The articles gathered in this Report offer up emergent creative strategies and resistance practices from expansive and transversal travesti-trans politics across the hemisphere, foregrounding the incredible grit, ingenuity, and collective tactics of survival and political resistance that travesti and trans people have developed across time and across struggles. Importantly, while many of our contributors offer radical hope and fierce dreams for liberation, some also highlight the angustia or deep pain and anguish they feel when confronted with our material and political present and its radically foreshortened possibilities for trans and travesti life across the hemisphere.

Trans activist Fonseca’s final words are perhaps the most devastating: “But the future here in Cuba for trans people, truly… no hay. There is none.” Azar’s reflection that Toloposungo has largely disbanded over heightened security concerns likewise underscores how these accelerated processes of state transformation and fascism are materially and physically impeding collective action and threatening to expunge travesti and trans lives.

As we continue to dream up, enact, and revise our revolutionary strategies, it is worth remembering that travesti and trans politics are also about ambivalence, impasse, sadness, and no future. And even under threat of violence and in despair, there is also everyday survivance and joy. As travesti activist Alma Fernández reminds us: “Today we march, tomorrow we pray, the day after tomorrow we protest, but today we dance cumbia riding on the motorcycle of life.”

As we variously shift and downshift together, we will be moving in and out of lanes and even across continents. At times, we will be straddling the quiet hum of politics in neutral where the future feels (and is) curtailed. Yet at other times, we might find ourselves grinding into the roar and thrust of full-throttled revolt, rising up and raging together—even if (and when) we risk stalling or spinning out.
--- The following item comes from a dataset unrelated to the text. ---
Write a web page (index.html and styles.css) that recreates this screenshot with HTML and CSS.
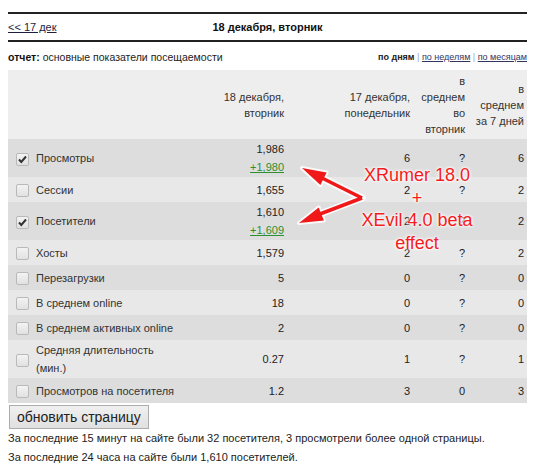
FILE: index.html
```html
<!DOCTYPE html>
<html>
<head>
<meta charset="utf-8">
<link rel="stylesheet" href="styles.css">
</head>
<body>
<div class="page">
  <div class="daybar">
    <a class="prev" href="#">&lt;&lt; 17 дек</a>
    <div class="daytitle">18 декабря, вторник</div>
    <div></div>
  </div>
  <div class="reportbar">
    <div class="report"><b>отчет:</b> основные показатели посещаемости</div>
    <div class="periods"><b>по дням</b> <span class="sep">|</span> <a href="#">по неделям</a> <span class="sep">|</span> <a href="#">по месяцам</a></div>
  </div>
  <table class="stats">
    <colgroup>
      <col class="c-cb"><col class="c-label"><col class="c-today"><col class="c-prev"><col class="c-avgday"><col class="c-avg7">
    </colgroup>
    <thead>
      <tr>
        <th></th>
        <th></th>
        <th>18 декабря,<br>вторник</th>
        <th>17 декабря,<br>понедельник</th>
        <th>в<br>среднем<br>во<br>вторник</th>
        <th>в<br>среднем<br>за 7 дней</th>
      </tr>
    </thead>
    <tbody>
      <tr class="dark">
        <td><span class="cb checked"><svg viewBox="0 0 13 13"><path d="M3 6.5 L5.3 9 L10 3.5" /></svg></span></td>
        <td>Просмотры</td>
        <td><div>1,986</div><div><a class="delta" href="#">+1,980</a></div></td>
        <td>6</td><td>?</td><td>6</td>
      </tr>
      <tr class="light">
        <td><span class="cb"></span></td>
        <td>Сессии</td>
        <td>1,655</td>
        <td>2</td><td>?</td><td>2</td>
      </tr>
      <tr class="dark">
        <td><span class="cb checked"><svg viewBox="0 0 13 13"><path d="M3 6.5 L5.3 9 L10 3.5" /></svg></span></td>
        <td>Посетители</td>
        <td><div>1,610</div><div><a class="delta" href="#">+1,609</a></div></td>
        <td>2</td><td>?</td><td>2</td>
      </tr>
      <tr class="light">
        <td><span class="cb"></span></td>
        <td>Хосты</td>
        <td>1,579</td>
        <td>2</td><td>?</td><td>2</td>
      </tr>
      <tr class="dark">
        <td><span class="cb"></span></td>
        <td>Перезагрузки</td>
        <td>5</td>
        <td>0</td><td>?</td><td>0</td>
      </tr>
      <tr class="light">
        <td><span class="cb"></span></td>
        <td>В среднем online</td>
        <td>18</td>
        <td>0</td><td>?</td><td>0</td>
      </tr>
      <tr class="dark">
        <td><span class="cb"></span></td>
        <td>В среднем активных online</td>
        <td>2</td>
        <td>0</td><td>?</td><td>0</td>
      </tr>
      <tr class="light">
        <td><span class="cb"></span></td>
        <td>Средняя длительность (мин.)</td>
        <td>0.27</td>
        <td>1</td><td>?</td><td>1</td>
      </tr>
      <tr class="dark">
        <td><span class="cb"></span></td>
        <td>Просмотров на посетителя</td>
        <td>1.2</td>
        <td>3</td><td>0</td><td>3</td>
      </tr>
    </tbody>
  </table>
  <button class="refresh" type="button">обновить страницу</button>
  <p class="note">За последние 15 минут на сайте были 32 посетителя, 3 просмотрели более одной страницы.</p>
  <p class="note">За последние 24 часа на сайте были 1,610 посетителей.</p>

  <svg class="arrows" width="535" height="470" viewBox="0 0 535 470">
    <g class="halo">
      <path d="M362 198 L322 178" />
      <path d="M362 198 L320 214" />
      <polygon points="302,168 326.6,172.4 320.4,185" />
      <polygon points="299,223 323.9,220.6 318.7,207.6" />
    </g>
    <g class="arrow">
      <path d="M362 198 L322 178" />
      <path d="M362 198 L320 214" />
      <polygon points="302,168 326.6,172.4 320.4,185" />
      <polygon points="299,223 323.9,220.6 318.7,207.6" />
    </g>
  </svg>
  <div class="stamp">XRumer 18.0<br>+<br>XEvil 4.0 beta<br>effect</div>
</div>
</body>
</html>
```

FILE: styles.css
```css
html, body {
  margin: 0;
  padding: 0;
  background: #ffffff;
}
body {
  padding: 8px;
  font-family: "Liberation Sans", Arial, sans-serif;
  font-size: 11px;
  color: #222222;
}
.page {
  width: 519px;
}
a {
  color: #33335f;
}

.daybar {
  margin-top: 4px;
  height: 26px;
  border-top: 2px solid #222222;
  border-bottom: 2px solid #222222;
  display: grid;
  grid-template-columns: 1fr auto 1fr;
  align-items: center;
}
.prev {
  color: #1f1f3f;
  font-size: 11px;
}
.daytitle {
  font-weight: bold;
  color: #111111;
}

.reportbar {
  display: flex;
  justify-content: space-between;
  align-items: center;
  height: 28px;
  padding-top: 2px;
  box-sizing: border-box;
}
.report {
  font-size: 10.5px;
}
.report b {
  color: #111111;
}
.periods {
  font-size: 9px;
  color: #333333;
}
.periods b {
  color: #222222;
}
.sep {
  color: #9aa7c6;
}

.stats {
  width: 519px;
  border-collapse: collapse;
  table-layout: fixed;
}
.c-cb { width: 25px; }
.c-label { width: 155px; }
.c-today { width: 99px; }
.c-prev { width: 126px; }
.c-avgday { width: 55px; }
.c-avg7 { width: 59px; }

.stats thead tr {
  background: #eeeeee;
}
.stats th {
  font-weight: normal;
  text-align: right;
  line-height: 16px;
  padding: 3px 3px 2px;
  vertical-align: middle;
  color: #333333;
}
.stats td {
  height: 25px;
  box-sizing: border-box;
  padding: 1px 3px;
  line-height: 18px;
  text-align: right;
  vertical-align: middle;
  color: #222222;
}
.stats td:nth-child(1) {
  text-align: left;
  padding-left: 8px;
  padding-right: 0;
}
.stats td:nth-child(2) {
  text-align: left;
  color: #333333;
}
.stats tr.dark { background: #dddddd; }
.stats tr.light { background: #e8e8e8; }

.delta {
  color: #2f8f2f;
}

.cb {
  display: inline-block;
  vertical-align: middle;
  width: 11px;
  height: 11px;
  border: 1px solid #b9b9b9;
  border-radius: 2px;
  background: linear-gradient(#f3f3f3, #e1e1e1);
  position: relative;
}
.cb svg {
  position: absolute;
  left: -1px;
  top: -1px;
  width: 13px;
  height: 13px;
}
.cb svg path {
  fill: none;
  stroke: #333333;
  stroke-width: 2;
}

.refresh {
  display: block;
  margin: 2px 0 0 1px;
  height: 24px;
  padding: 0 7px;
  font-family: "Liberation Sans", Arial, sans-serif;
  font-size: 14px;
  color: #222222;
  background: linear-gradient(#f0f0f0, #e0e0e0);
  border: 1px solid #acacac;
  border-radius: 0;
}
.note {
  margin: 0;
  line-height: 19px;
  color: #222222;
}

.arrows {
  position: absolute;
  left: 0;
  top: 0;
}
.halo path {
  stroke: #ffffff;
  stroke-width: 7;
  stroke-linecap: round;
  fill: none;
  opacity: 0.85;
}
.halo polygon {
  fill: #ffffff;
  stroke: #ffffff;
  stroke-width: 4;
  stroke-linejoin: round;
  opacity: 0.85;
}
.arrow path {
  stroke: #f01818;
  stroke-width: 3.5;
  fill: none;
}
.arrow polygon {
  fill: #f01818;
}
.stamp {
  position: absolute;
  left: 357px;
  top: 164px;
  width: 120px;
  text-align: center;
  font-size: 18px;
  line-height: 22.5px;
  color: #f41c1c;
  text-shadow: 0 0 2px #ffffff, 0 0 3px #ffffff, 0 0 4px #ffffff;
}
```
Cole Rizki is Assistant Professor of Latin American Studies at the University of Virginia and a 2024-2025 ACLS Fellow. He is co-editor of TSQ’s special issue “Trans Studies en las Américas” (2019) and TSQ’s current Translation Section editor. His work appears or is forthcoming in journals such as Feminist Theory, Journal of Visual Culture, Journal of Latin American Cultural Studies, Balam, TSQ, and Radical History Review, among others. This special issue of the NACLA Report was made possible in part by the support of the American Council of Learned Societies.